文章の「声」を読む
こういう講座を家にいながらにして見られるのはほんとにありがたい。しかも無料って。
文章から聞こえてくる声。作用あるいは効果とも言い換えられる。文章はなぜその体裁をとるのか。
その「なぜ」という問いを立てなくても、ひとはたとえば読書をするにあたって字面通りの意味にとどまらず、その背景にあるものや単語のつらなりによって構築される演出を受け取り、自分の意識や記憶を刺激して、それを読んでいる文章へフィードバックする。その円環のような意識運動(=サイクル)を積み重ねることで、読書体験とする。
そこでいちど立ち止まって、文章に用いられている語句の特徴をひろいあげていくことで、その文章の演出手法を学んだり、読むという時間によって発生する書き手と読み手との関係性に気づいたりする。

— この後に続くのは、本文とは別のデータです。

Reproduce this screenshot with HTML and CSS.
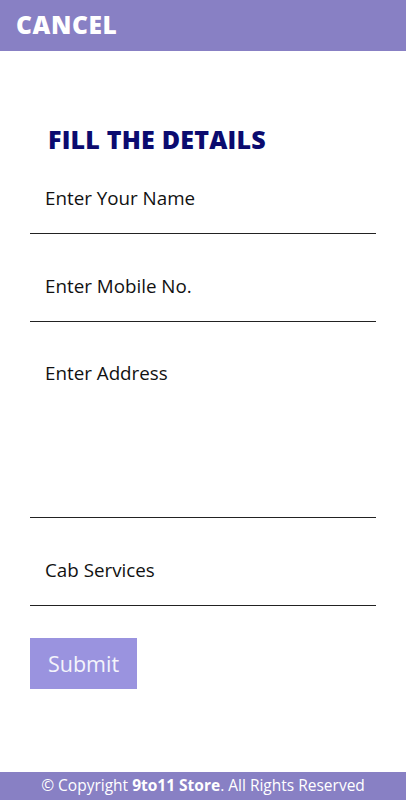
FILE: index.html
```html
<!DOCTYPE html>
<html lang="en">
<head>
    <meta charset="UTF-8">
    <meta name="viewport" content="width=device-width, initial-scale=1.0">
    <title>Fill The Details</title>
    <link rel="stylesheet" href="styles.css">
</head>
<body>
    <div class="page">
        <header class="top-bar">
            <a class="cancel" href="#">CANCEL</a>
        </header>
        <main class="form-area">
            <h1 class="title">FILL THE DETAILS</h1>
            <form class="details-form">
                <input class="field first" type="text" placeholder="Enter Your Name">
                <input class="field" type="text" placeholder="Enter Mobile No.">
                <textarea class="field address" placeholder="Enter Address"></textarea>
                <div class="field select">Cab Services</div>
                <button class="submit" type="button">Submit</button>
            </form>
        </main>
        <footer class="footer">
            &copy; Copyright <b>9to11 Store</b>. All Rights Reserved
        </footer>
    </div>
</body>
</html>
```

FILE: styles.css
```css
body {
    margin: 0;
    font-family: "Open Sans", sans-serif;
    background: #fff;
}
.page {
    display: flex;
    flex-direction: column;
    height: 800px;
}
.top-bar {
    height: 51px;
    background-color: #8880c4;
    display: flex;
    align-items: center;
    padding-left: 16px;
}
.cancel {
    color: #fff;
    text-decoration: none;
    font-weight: 800;
    font-size: 24.5px;
    letter-spacing: 0.6px;
    margin-top: -2px;
}
.form-area {
    flex: 1;
    padding: 73px 30px 0;
}
.title {
    margin: 0;
    padding-left: 18px;
    height: 30px;
    line-height: 30px;
    font-size: 25px;
    font-weight: 800;
    color: #0b0b6f;
    letter-spacing: 0.2px;
}
.details-form {
    display: flex;
    flex-direction: column;
    align-items: flex-start;
}
.field {
    display: block;
    box-sizing: content-box;
    width: calc(100% - 15px);
    height: 24px;
    line-height: 24px;
    padding: 40px 0 23px 15px;
    margin: 0;
    border: 0;
    border-bottom: 1px solid #222;
    font-family: "Open Sans", sans-serif;
    font-size: 18.8px;
    color: #111;
    background: transparent;
    outline: none;
}
.field::placeholder {
    color: #111;
    opacity: 1;
}
.field.first {
    padding-top: 32px;
}
.address {
    resize: none;
    height: 156px;
    padding-top: 39px;
    padding-bottom: 0;
}
.submit {
    margin-top: 32px;
    width: 107px;
    height: 51px;
    border: 0;
    background-color: #9a93df;
    color: #f4f4fb;
    font-family: "Open Sans", sans-serif;
    font-size: 21.5px;
    cursor: pointer;
}
.footer {
    height: 28px;
    line-height: 26px;
    background-color: #8880c4;
    color: #fff;
    text-align: center;
    font-size: 15.5px;
}
.footer b {
    font-weight: 700;
}
```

こういう試行錯誤の積み重ねが、言葉に対する感覚を少しずつ磨いていくのだろう。試行錯誤とは正解のないところで自分の感覚を頼りに行きつ戻りつすることである。これは日々だれもが人間関係の構築や自分と折り合いをつけるためにやっている心理・思考活動であって、それを文章の解釈にあてはめるだけのことである。